+++ Stored data

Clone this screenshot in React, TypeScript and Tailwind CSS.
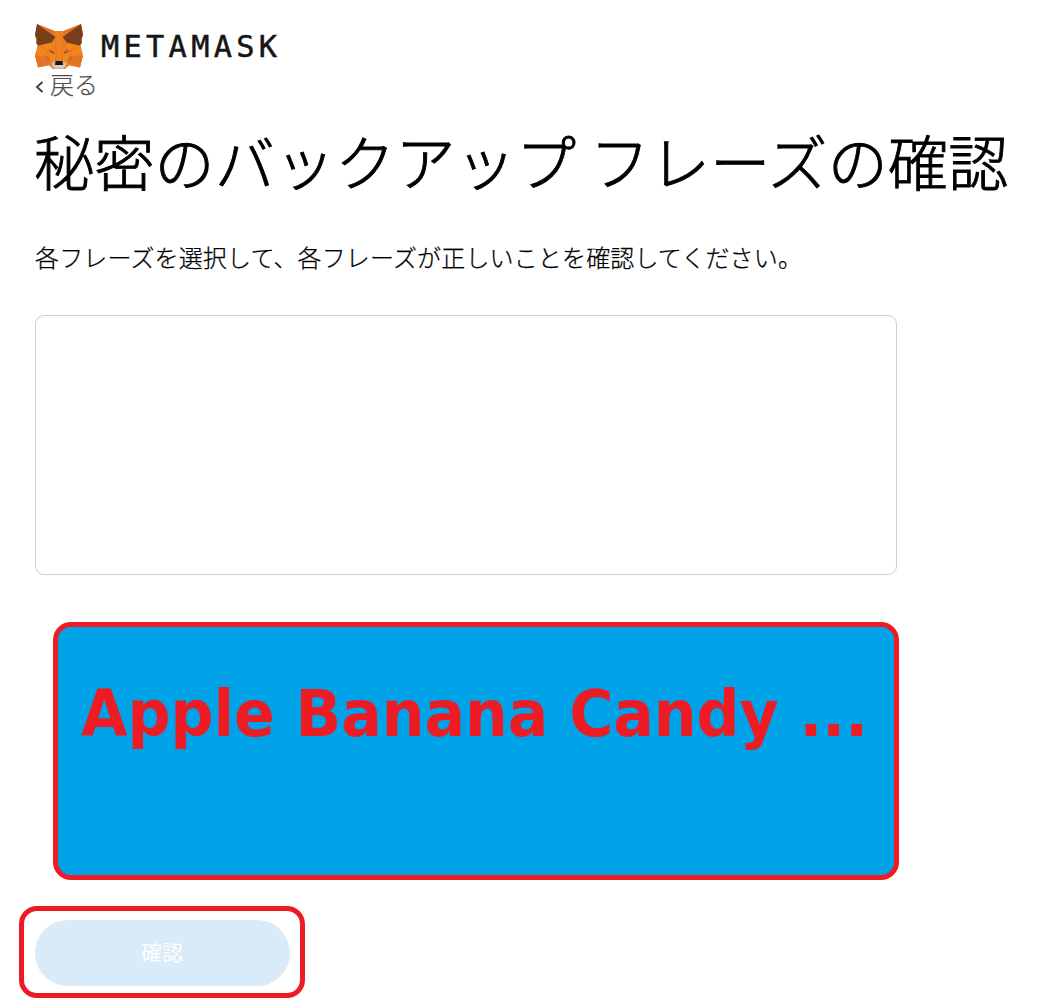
const Fox = () => (
  <svg width="48" height="45" viewBox="0 0 48 45" className="block shrink-0">
    <path fill="#ee8021" d="m2 0 17.500 7h9L46 0l2 11-2.500 11L48 31l-3 12.500L34 41.500 30 45H18l-4-3.500-11 2L0 31l2.500-9L0 11Z" />
    <path fill="#f6851b" d="m3 22 13-2 5 6 0 11-5 3-2-8-13-2ZM45 22l-13-2-5 6v11l5 3 2-8 13-2Z" opacity=".75" />
    <path fill="#e27525" d="m2 0 17.500 7v6ZM46 0 28.500 7v6ZM0 32l13 0 3 7-13 4.500Zm48 0-13 0-3 7 13 4.500Z" />
    <path fill="#763e1a" d="m2 0 18.500 13-4 5.500-13 3L1 19l1-4L0 11ZM46 0 27.500 13l4 5.500 13 3L47 19l-1-4 2-4Z" />
    <path stroke="#d66e20" strokeWidth=".5" fill="none" d="m20 13 1 13v11M28 13l-1 13v11M3 22l8 3 5 14M45 22l-8 3-5 14M16 19l5 7M32 19l-5 7" />
    <path fill="#d5602a" d="m12 27 5-2 3 5ZM36 27l-5-2-3 5ZM10.500 33l4 1-1.500 3.500ZM37.500 33l-4 1 1.500 3.500Z" />
    <path fill="#57505b" d="m15 28 3-.5 1.500 2.500ZM33 28l-3-.5-1.500 2.500Z" />
    <path fill="#c9b7aa" d="m16.500 38.500 3.500-1h8l3.500 1-.5 4-3 2.500h-8l-3-2.500Z" />
    <path fill="#ded3ca" d="m18 40 2 1.500h8l2-1.500-1 2.500-2 1h-6l-2-1Z" />
    <path fill="#161616" d="m20.500 37h7l.5 4h-8Z" />
  </svg>
);

export default function App() {
  return (
    <main className="flex h-[1007px] w-[1053px] flex-col items-start overflow-hidden bg-white pl-[35px] pt-6 font-['Noto_Sans_CJK_JP',sans-serif] text-black">
      <header className="flex h-[45px] items-center">
        <Fox />
        <span className="ml-[18px] origin-left scale-x-[0.977] whitespace-nowrap font-['DejaVu_Sans_Mono',monospace] text-[31px] leading-[45px] tracking-[4.4px] text-[#161616] [-webkit-text-stroke:0.5px_#161616]">METAMASK</span>
      </header>
      <a className="flex h-8 items-center text-[24px] font-light leading-8 text-[#4d4d4d] [-webkit-text-stroke:0.2px_#4d4d4d]">
        <svg width="9" height="14" viewBox="0 0 9 14" className="mr-[6px] mt-1" fill="none" stroke="#444" strokeWidth="2"><path d="M7.500 2 2 7l5.500 5" /></svg>
        <span className="-translate-y-px">戻る</span>
      </a>
      <h1 className="-ml-px mt-[14px] h-[90px] whitespace-nowrap text-[60px] font-light leading-[90px] tracking-[0.25px] [-webkit-text-stroke:0.9px_black]">秘密のバックアップ フレーズの確認</h1>
      <p className="mt-[34px] h-9 whitespace-nowrap text-[24px] font-light leading-9 tracking-[0.15px] [-webkit-text-stroke:0.25px_black]">各フレーズを選択して、各フレーズが正しいことを確認してください。</p>
      <div className="mt-10 h-[260px] w-[862px] shrink-0 rounded-[9px] border border-[#cdcdcd]" />
      <div className="ml-[18px] mt-[47px] h-[258px] w-[846px] shrink-0 rounded-[18px] border-[5px] border-[#ed1c24] bg-[#00a2e8] pl-[23px] pt-[47px]">
        <p className="w-max origin-left scale-x-[0.938] whitespace-nowrap font-['DejaVu_Sans',sans-serif] text-[64px] font-bold leading-[80px] text-[#ed1c24]">Apple Banana Candy ...</p>
      </div>
      <div className="-ml-4 mt-[26px] flex h-[92px] w-[286px] shrink-0 justify-center rounded-[18px] border-[5px] border-[#ed1c24] pt-[9px]">
        <button className="h-[66px] w-[255px] rounded-full bg-[#d9eaf8] pb-0.5 text-[21px] text-white">確認</button>
      </div>
    </main>
  );
}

++++++

▸ **Challenge**
Make an exact copy of all the material, but keep the pictures out of it.

▸ **Exercise response**
Clone this screenshot in React, TypeScript and Tailwind CSS.
const Fox = () => (
  <svg width="48" height="45" viewBox="0 0 48 45" className="block shrink-0">
    <path fill="#ee8021" d="m2 0 17.500 7h9L46 0l2 11-2.500 11L48 31l-3 12.500L34 41.500 30 45H18l-4-3.500-11 2L0 31l2.500-9L0 11Z" />
    <path fill="#f6851b" d="m3 22 13-2 5 6 0 11-5 3-2-8-13-2ZM45 22l-13-2-5 6v11l5 3 2-8 13-2Z" opacity=".75" />
    <path fill="#e27525" d="m2 0 17.500 7v6ZM46 0 28.500 7v6ZM0 32l13 0 3 7-13 4.500Zm48 0-13 0-3 7 13 4.500Z" />
    <path fill="#763e1a" d="m2 0 18.500 13-4 5.500-13 3L1 19l1-4L0 11ZM46 0 27.500 13l4 5.500 13 3L47 19l-1-4 2-4Z" />
    <path stroke="#d66e20" strokeWidth=".5" fill="none" d="m20 13 1 13v11M28 13l-1 13v11M3 22l8 3 5 14M45 22l-8 3-5 14M16 19l5 7M32 19l-5 7" />
    <path fill="#d5602a" d="m12 27 5-2 3 5ZM36 27l-5-2-3 5ZM10.500 33l4 1-1.500 3.500ZM37.500 33l-4 1 1.500 3.500Z" />
    <path fill="#57505b" d="m15 28 3-.5 1.500 2.500ZM33 28l-3-.5-1.500 2.500Z" />
    <path fill="#c9b7aa" d="m16.500 38.500 3.500-1h8l3.500 1-.5 4-3 2.500h-8l-3-2.500Z" />
    <path fill="#ded3ca" d="m18 40 2 1.500h8l2-1.500-1 2.500-2 1h-6l-2-1Z" />
    <path fill="#161616" d="m20.500 37h7l.5 4h-8Z" />
  </svg>
);

export default function App() {
  return (
    <main className="flex h-[1007px] w-[1053px] flex-col items-start overflow-hidden bg-white pl-[35px] pt-6 font-['Noto_Sans_CJK_JP',sans-serif] text-black">
      <header className="flex h-[45px] items-center">
        <Fox />
        <span className="ml-[18px] origin-left scale-x-[0.977] whitespace-nowrap font-['DejaVu_Sans_Mono',monospace] text-[31px] leading-[45px] tracking-[4.4px] text-[#161616] [-webkit-text-stroke:0.5px_#161616]">METAMASK</span>
      </header>
      <a className="flex h-8 items-center text-[24px] font-light leading-8 text-[#4d4d4d] [-webkit-text-stroke:0.2px_#4d4d4d]">
        <svg width="9" height="14" viewBox="0 0 9 14" className="mr-[6px] mt-1" fill="none" stroke="#444" strokeWidth="2"><path d="M7.500 2 2 7l5.500 5" /></svg>
        <span className="-translate-y-px">戻る</span>
      </a>
      <h1 className="-ml-px mt-[14px] h-[90px] whitespace-nowrap text-[60px] font-light leading-[90px] tracking-[0.25px] [-webkit-text-stroke:0.9px_black]">秘密のバックアップ フレーズの確認</h1>
      <p className="mt-[34px] h-9 whitespace-nowrap text-[24px] font-light leading-9 tracking-[0.15px] [-webkit-text-stroke:0.25px_black]">各フレーズを選択して、各フレーズが正しいことを確認してください。</p>
      <div className="mt-10 h-[260px] w-[862px] shrink-0 rounded-[9px] border border-[#cdcdcd]" />
      <div className="ml-[18px] mt-[47px] h-[258px] w-[846px] shrink-0 rounded-[18px] border-[5px] border-[#ed1c24] bg-[#00a2e8] pl-[23px] pt-[47px]">
        <p className="w-max origin-left scale-x-[0.938] whitespace-nowrap font-['DejaVu_Sans',sans-serif] text-[64px] font-bold leading-[80px] text-[#ed1c24]">Apple Banana Candy ...</p>
      </div>
      <div className="-ml-4 mt-[26px] flex h-[92px] w-[286px] shrink-0 justify-center rounded-[18px] border-[5px] border-[#ed1c24] pt-[9px]">
        <button className="h-[66px] w-[255px] rounded-full bg-[#d9eaf8] pb-0.5 text-[21px] text-white">確認</button>
      </div>
    </main>
  );
}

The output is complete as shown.